Bates spoke to these balances last Thursday, as the Seahawks put the finishing touches on an offensive game plan that began with great promise and morphed into more of the same in a 34-18 loss to the Atlanta Falcons on Sunday afternoon. When asked about the team’s relative inability to convert key short-yardage situations, the normally reserved Bates outlined his offensive philosophy with more detail than he may ever have before. To Bates, it’s more about matchups, and less about drive-extending plays. Rhythm is replaced by momentum, though not always to the best effect.

“It’s one-on-one football,” Bates said. “You either beat the guy in front of you, or we find someone who can. It’s tough in the NFL to have 15-play drives, and nickel-and-dime. There are so many different defensive fronts and coverages; if you have the opportunity to take the shot, you take the shot.”

Such a philosophy, born as it was from the Air Coryell lineage, is very much at odds with, though no less effective than, the Walsh/Holmgren ideology that preached sustainment above all. Walsh famously had two 40-yard practice fields for his quarterbacks in the mid-1980s, and when John Madden asked the man why his fields weren’t longer, Walsh simply pointed out that in his offense, quarterbacks weren’t required to throw any further. For such a system, Hasselbeck has been a feasible option, even in his later NFL years.

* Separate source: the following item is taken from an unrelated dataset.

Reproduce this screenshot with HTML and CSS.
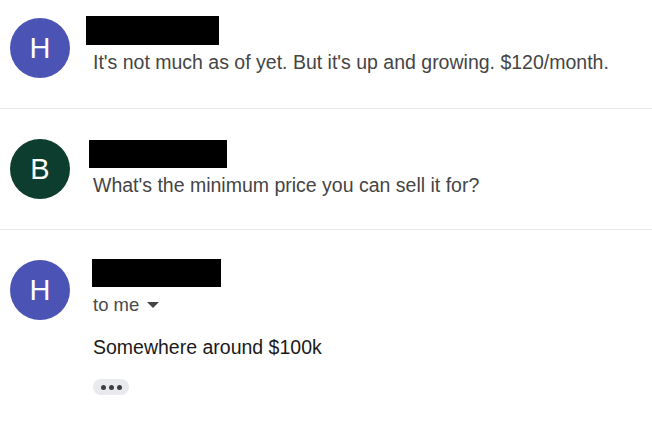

But for an offense in which the object is to drive down the field with more immediacy and set a defense on its heels, Hasselbeck’s weaknesses, and the weaknesses of those around him, become magnified. Receivers run deeper routes, increasing sack opportunities. And Hasselbeck’s deep ball, which has never been among the league’s best, is exposed as the undersuppported force it has become. Conversely, if there’s one thing Whitehurst has, it’s a throwing arm that can make a football zing and sing over longer distances.

The schism finally took over after an opening drive that saw the Seahawks travel from their own 20-yard line – a 90-yard journey when you include the 10 penalty yards they had to make up – in a 12-play sequence that took the opening 7:32 off the clock. It was exactly what Bates deemed unrepeatable, and yet, there it was. On that drive, every pass was short left or short right, and the team ran seven times for 47 yards. It was a sojourn that the 2005 Super Bowl Seahawks, the most consistently efficient drive-based offense in the game that season, would have been proud to add to its gamebooks.

But the next four Seattle drives totaled 14 yards on 10 plays, including two three-and-outs, and a third drive that consisted of three deep incompletions and a punt. The Seahawks pulled back from their workable strategy just as soon as it was established and never went back, despite the fact that the game wasn’t out of hand until the middle part of the third quarter.

They had everything they wanted from a drive perspective – and they threw it away.

“I think it was a good lesson there; that’s how we wanted to play the game today,” Hasselbeck said of the first drive. “We wanted to keep their offense off the field, have a lot of completions, run the ball, that kind of thing. Convert a lot of manageable third downs – that was our recipe for success today. That’s how we could have won the game. In the first quarter, we had one drive for a touchdown and they had one drive – I don’t know that I’ve been part of a game like that. They’re a good example of what we’re trying to become as a team.

“I think that’s just probably just the lesson; just take what they give you and keep plugging away – keep chipping away instead of getting greedy and taking unnecessary shots down the field when you have things. It’s okay to dink and dunk it all the way down.”

Does that seem at odds with the “If you have the shot, you take the shot” philosophy espoused by Bates? If you saw the disconnect, you weren’t alone.

Charlie Whitehurst has proven little more than an ability to throw the ball deep, but that may be enough for now. (Drew Sellers/Sportspress Northwest)

Tight end John Carlson, who actually outgained himself in his last five active games with a 31-yard catch after Whitehurst replaced Hasselbeck, seemed to wonder where the more ideal strategy went. “I’ll say this – as players, it’s our job to play. It’s our job to run the plays that are called. We got behind the sticks a little bit, and we didn’t stay on track. If we ran the ball on first down, we weren’t getting enough yards to stay on pace. We had to throw it; we fell behind. But in a perfect world, yeah, we would like to be more balanced.”

But that didn’t explain why, especially when the game was still close, the Seahawks went back to taking shots instead of dictating defensive processes. Running back Justin Forsett, who ended his day with two rushing attempts for 9 yards, was a bit more succinct behind the same concept.

“All we can do as players is to do what we’re told, and what we’re coached to do,” he said after the game. “We’ve got to make the best out of the plays we’re given. Sometimes, it’s going to be unbalanced, but we’re not a selfish bunch.”

Receiver Mike Williams was perhaps the most obviously frustrated individual in the locker room – not in a diva-eqsue “Give me the $%^%$# ball!” sense, but in a way that reflected the team’s missed opportunities and inexplicable straying away from offensive success.

“We’ve got to do better,” he said. “I’m sick of saying it, I’m sick of hearing it, I’m sick of hearing other people say it. I’m sick of losing. We’ve got to play harder. We’ve got to eliminate mistakes. That first drive of the game was a preview of what we wanted, and what this game was supposed to look like for us. (The Falcons) had given up almost 400 yards rushing in the past two weeks, so we know we’d give our backs – Marshawn Lynch and those guys – and chance to run and we were on pace. We just found a way to take ourselves out of the game.”

True. But from a coaching point of view, it might be said that on this day, the Seahawks were taken as much as they took.